I recognize there are some people other than the majority of our spec editors and actual users of our specs who’d apparently like to see us make some change here, but I think it’d be a very big mistake to optimize for the needs of those other people.

The current https://w3c.github.io/ way for delivering current spec drafts has basically been wildly successful — and is widely (nearly universally, in my experience) appreciated by spec editors, by implementors, by the key stakeholders such as the MDN maintainers, by web developers, and by pretty much everybody using the specs to solve an actual information need.

Maybe some people forget that we previously did have almost exactly what seems to be being proposed anew here. It was called https://dev.w3.org/. We maintained it for years at a considerable resource expense — including considerable costs of time for W3C staff (e.g., me) in maintaining it and working around (on our own) all its quirks.

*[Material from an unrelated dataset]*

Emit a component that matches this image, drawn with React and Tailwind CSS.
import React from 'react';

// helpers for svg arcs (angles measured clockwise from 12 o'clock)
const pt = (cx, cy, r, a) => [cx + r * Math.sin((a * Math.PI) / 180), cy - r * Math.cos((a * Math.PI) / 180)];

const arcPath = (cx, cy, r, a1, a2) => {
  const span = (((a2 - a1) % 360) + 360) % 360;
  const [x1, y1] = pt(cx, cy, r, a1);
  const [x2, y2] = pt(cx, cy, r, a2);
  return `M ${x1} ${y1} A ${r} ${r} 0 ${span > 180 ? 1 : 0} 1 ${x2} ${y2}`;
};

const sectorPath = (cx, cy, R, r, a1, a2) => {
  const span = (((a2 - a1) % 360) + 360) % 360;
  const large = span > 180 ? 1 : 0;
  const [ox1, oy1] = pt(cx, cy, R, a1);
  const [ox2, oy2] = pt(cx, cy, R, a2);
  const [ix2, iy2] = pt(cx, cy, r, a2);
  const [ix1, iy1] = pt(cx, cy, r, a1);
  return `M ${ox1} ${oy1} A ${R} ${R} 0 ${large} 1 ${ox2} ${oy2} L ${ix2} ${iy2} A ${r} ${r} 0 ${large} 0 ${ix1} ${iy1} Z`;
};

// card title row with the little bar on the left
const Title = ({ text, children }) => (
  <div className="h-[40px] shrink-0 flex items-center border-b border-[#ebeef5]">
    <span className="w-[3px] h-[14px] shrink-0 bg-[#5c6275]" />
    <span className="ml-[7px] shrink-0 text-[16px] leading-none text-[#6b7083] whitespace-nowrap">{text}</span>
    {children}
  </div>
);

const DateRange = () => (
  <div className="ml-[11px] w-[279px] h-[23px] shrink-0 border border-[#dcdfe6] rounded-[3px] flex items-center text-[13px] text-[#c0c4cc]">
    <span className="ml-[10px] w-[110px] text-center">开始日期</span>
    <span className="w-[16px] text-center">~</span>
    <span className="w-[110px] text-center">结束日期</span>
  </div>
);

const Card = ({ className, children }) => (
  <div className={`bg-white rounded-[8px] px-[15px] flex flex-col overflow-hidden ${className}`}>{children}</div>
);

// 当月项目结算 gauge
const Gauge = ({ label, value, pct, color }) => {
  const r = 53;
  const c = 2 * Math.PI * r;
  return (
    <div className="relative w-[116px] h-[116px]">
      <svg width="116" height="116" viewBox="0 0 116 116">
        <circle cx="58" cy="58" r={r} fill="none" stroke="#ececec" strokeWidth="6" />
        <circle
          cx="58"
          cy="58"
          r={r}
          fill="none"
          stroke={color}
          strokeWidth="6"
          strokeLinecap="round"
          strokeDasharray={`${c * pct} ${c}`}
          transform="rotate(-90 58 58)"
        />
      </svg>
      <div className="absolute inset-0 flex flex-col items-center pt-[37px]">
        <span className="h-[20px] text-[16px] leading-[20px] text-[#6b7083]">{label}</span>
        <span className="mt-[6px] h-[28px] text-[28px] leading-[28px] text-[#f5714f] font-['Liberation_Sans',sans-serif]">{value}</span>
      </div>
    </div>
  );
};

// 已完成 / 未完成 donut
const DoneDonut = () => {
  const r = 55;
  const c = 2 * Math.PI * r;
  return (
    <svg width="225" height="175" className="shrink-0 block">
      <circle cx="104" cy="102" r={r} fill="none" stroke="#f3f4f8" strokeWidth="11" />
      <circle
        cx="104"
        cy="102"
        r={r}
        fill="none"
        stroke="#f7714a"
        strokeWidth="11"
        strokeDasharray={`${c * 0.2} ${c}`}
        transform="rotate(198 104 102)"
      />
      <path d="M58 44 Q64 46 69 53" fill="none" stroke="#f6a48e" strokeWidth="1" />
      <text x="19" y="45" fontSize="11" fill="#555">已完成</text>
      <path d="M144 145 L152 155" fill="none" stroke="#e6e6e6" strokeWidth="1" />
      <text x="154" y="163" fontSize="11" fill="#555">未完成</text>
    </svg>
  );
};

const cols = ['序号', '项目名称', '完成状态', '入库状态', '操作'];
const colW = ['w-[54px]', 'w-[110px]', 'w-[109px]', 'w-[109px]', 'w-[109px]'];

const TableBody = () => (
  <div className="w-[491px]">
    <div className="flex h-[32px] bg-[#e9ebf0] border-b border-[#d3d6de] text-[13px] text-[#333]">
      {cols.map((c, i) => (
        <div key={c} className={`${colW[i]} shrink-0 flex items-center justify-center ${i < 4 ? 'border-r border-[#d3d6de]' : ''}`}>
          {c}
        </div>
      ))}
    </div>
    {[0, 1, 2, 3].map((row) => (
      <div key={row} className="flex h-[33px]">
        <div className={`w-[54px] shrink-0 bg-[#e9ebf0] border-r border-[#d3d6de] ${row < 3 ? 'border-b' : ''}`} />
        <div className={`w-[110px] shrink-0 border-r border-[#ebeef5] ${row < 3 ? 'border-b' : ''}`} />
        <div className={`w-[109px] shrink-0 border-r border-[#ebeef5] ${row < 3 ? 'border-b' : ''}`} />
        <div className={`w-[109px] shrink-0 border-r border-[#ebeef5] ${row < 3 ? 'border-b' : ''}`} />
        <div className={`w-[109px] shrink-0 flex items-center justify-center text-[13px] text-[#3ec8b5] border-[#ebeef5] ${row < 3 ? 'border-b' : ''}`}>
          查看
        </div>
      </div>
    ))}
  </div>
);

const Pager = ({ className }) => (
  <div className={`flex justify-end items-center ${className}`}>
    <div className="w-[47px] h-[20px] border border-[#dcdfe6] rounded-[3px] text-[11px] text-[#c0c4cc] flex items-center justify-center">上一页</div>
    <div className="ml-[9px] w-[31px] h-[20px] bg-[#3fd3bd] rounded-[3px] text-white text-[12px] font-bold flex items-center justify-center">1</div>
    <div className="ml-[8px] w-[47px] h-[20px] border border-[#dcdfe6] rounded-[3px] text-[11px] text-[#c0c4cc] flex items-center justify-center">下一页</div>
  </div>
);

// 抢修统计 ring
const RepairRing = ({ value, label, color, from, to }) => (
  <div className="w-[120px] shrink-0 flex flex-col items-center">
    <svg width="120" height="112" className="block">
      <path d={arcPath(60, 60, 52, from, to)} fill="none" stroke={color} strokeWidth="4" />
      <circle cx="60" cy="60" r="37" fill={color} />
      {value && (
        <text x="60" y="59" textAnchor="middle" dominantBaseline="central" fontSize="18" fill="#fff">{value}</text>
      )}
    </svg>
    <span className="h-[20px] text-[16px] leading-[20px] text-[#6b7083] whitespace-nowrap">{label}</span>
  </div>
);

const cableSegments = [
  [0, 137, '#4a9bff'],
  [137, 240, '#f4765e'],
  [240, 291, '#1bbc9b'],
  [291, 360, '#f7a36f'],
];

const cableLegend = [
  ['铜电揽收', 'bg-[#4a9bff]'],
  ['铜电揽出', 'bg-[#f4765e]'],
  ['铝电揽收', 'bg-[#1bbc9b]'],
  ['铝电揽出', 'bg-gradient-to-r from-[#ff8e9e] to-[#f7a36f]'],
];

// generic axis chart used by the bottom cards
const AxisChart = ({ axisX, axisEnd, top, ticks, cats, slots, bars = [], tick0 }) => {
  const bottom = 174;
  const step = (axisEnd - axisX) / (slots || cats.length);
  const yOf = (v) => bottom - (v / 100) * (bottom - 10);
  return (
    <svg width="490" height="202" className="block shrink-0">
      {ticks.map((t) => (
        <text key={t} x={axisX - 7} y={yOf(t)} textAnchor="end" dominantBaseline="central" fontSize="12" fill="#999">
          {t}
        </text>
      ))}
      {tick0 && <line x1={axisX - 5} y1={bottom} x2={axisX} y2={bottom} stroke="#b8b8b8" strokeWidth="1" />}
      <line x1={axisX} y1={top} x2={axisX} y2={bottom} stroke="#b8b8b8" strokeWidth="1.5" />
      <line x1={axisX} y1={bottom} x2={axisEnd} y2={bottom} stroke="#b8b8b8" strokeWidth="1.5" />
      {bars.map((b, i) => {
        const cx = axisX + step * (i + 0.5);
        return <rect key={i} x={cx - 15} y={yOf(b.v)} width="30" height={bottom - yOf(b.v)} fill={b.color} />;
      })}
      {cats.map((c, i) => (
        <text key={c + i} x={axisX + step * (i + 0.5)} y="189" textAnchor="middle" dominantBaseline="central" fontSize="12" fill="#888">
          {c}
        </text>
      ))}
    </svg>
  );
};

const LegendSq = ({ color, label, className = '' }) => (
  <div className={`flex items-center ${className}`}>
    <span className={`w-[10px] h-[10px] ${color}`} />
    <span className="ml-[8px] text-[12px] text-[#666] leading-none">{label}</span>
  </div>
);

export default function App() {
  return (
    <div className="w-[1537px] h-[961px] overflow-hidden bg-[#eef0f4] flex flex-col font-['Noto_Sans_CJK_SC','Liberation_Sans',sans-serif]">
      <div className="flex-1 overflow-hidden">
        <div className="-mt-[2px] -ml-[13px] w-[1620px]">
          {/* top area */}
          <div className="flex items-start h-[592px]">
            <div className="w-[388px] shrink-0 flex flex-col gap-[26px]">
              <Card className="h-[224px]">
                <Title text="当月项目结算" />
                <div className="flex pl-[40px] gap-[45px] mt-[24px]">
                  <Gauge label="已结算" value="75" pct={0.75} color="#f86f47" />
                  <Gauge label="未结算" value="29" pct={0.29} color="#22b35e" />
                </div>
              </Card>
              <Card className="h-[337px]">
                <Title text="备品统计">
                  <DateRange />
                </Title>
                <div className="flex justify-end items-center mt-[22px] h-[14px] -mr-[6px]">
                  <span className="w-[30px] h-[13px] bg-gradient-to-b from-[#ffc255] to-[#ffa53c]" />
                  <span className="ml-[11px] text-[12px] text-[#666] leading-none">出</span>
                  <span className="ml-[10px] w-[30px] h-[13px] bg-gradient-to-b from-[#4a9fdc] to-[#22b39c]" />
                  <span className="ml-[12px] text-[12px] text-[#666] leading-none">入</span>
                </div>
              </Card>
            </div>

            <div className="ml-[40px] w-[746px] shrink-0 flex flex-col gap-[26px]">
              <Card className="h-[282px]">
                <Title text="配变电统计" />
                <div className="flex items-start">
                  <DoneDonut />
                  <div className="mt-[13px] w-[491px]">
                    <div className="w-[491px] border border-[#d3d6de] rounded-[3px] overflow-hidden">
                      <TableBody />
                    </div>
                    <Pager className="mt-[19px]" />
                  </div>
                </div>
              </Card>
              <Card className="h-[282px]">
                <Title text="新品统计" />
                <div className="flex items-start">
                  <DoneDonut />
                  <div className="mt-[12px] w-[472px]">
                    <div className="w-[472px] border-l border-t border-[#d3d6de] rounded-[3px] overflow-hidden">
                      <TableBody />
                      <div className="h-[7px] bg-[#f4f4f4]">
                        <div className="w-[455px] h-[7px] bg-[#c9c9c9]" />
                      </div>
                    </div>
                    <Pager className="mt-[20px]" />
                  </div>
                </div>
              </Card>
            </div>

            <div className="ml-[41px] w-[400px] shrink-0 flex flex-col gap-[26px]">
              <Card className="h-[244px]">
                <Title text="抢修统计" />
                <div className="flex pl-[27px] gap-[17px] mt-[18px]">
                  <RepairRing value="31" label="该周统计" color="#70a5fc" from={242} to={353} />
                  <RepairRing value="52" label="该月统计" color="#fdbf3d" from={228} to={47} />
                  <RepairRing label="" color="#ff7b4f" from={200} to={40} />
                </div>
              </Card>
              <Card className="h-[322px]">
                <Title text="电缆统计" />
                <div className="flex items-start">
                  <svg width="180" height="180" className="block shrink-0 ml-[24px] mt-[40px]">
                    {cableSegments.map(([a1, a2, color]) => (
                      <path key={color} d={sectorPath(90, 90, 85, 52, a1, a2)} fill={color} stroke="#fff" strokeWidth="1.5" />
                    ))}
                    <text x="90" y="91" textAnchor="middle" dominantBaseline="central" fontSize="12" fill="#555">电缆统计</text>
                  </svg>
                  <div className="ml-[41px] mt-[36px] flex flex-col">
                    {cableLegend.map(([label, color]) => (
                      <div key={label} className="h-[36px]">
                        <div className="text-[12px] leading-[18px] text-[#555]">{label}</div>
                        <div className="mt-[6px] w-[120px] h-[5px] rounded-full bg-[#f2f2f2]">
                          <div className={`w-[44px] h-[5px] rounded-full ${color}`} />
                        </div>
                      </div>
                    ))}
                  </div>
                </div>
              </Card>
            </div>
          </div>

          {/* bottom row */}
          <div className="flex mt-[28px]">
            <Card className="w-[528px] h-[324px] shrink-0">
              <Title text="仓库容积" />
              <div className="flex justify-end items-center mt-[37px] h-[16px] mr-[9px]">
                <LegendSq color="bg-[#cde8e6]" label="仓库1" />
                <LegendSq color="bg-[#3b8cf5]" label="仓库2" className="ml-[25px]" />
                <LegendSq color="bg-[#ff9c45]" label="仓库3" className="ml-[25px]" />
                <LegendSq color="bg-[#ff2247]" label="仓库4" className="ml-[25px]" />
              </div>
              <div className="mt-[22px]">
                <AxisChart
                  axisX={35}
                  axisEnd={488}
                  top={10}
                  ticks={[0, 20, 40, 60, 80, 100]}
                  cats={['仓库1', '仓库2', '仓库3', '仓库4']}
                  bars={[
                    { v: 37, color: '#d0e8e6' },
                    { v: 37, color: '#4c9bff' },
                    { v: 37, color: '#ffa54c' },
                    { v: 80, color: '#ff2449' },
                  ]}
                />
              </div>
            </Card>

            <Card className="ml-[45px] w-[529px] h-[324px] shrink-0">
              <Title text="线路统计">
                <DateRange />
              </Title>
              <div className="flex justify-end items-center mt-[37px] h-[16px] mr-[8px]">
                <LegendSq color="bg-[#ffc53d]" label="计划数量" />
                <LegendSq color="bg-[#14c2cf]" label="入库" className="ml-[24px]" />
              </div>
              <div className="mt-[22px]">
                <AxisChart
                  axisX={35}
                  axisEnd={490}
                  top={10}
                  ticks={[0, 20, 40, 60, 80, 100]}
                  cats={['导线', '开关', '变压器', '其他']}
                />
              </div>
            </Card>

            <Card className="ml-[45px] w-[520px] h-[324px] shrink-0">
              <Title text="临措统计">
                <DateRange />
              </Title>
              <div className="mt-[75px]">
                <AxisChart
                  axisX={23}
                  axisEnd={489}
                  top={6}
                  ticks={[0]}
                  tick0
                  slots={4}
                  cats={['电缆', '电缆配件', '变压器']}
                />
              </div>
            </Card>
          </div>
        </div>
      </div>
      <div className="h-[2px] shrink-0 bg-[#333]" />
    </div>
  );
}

It was not fun and was highly suboptimal with respect to meeting the needs of our editors and the actual users of our specs

But eventually we had the good sense to dig ourselves out of that, and move to using GiHub and https://w3c.github.io/ — which has been immeasurably better at meeting the needs of our editors and the users of our specs, and significantly reduced the costs we were wasting on having W3C staff maintain something which, after the advent of GitHub, was essentially a (retroactive) re-inventing of the wheel, very poorly.

So I hope my lack of enthusiasm about the prospect of getting back into that business is understandable.

And along with all that, as @plehegar points out in #436 (comment), editor’s drafts have (thankfully so far) never been a formal part of the W3C Process. And trying to unilaterally make them part of the Process without getting very strong buy-in from all the editors doing the actual editing work — and all the working groups supporting that work — is not going to fly well.

And so I can imagine that the next logical place this discussion would necessarily take us is into is some proposal to update the Process document to make editor’s drafts a formal part of the process. And pursuing that would really complete the foundational hole-digging for ourselves that I think what’s being proposed here would end up leading us into.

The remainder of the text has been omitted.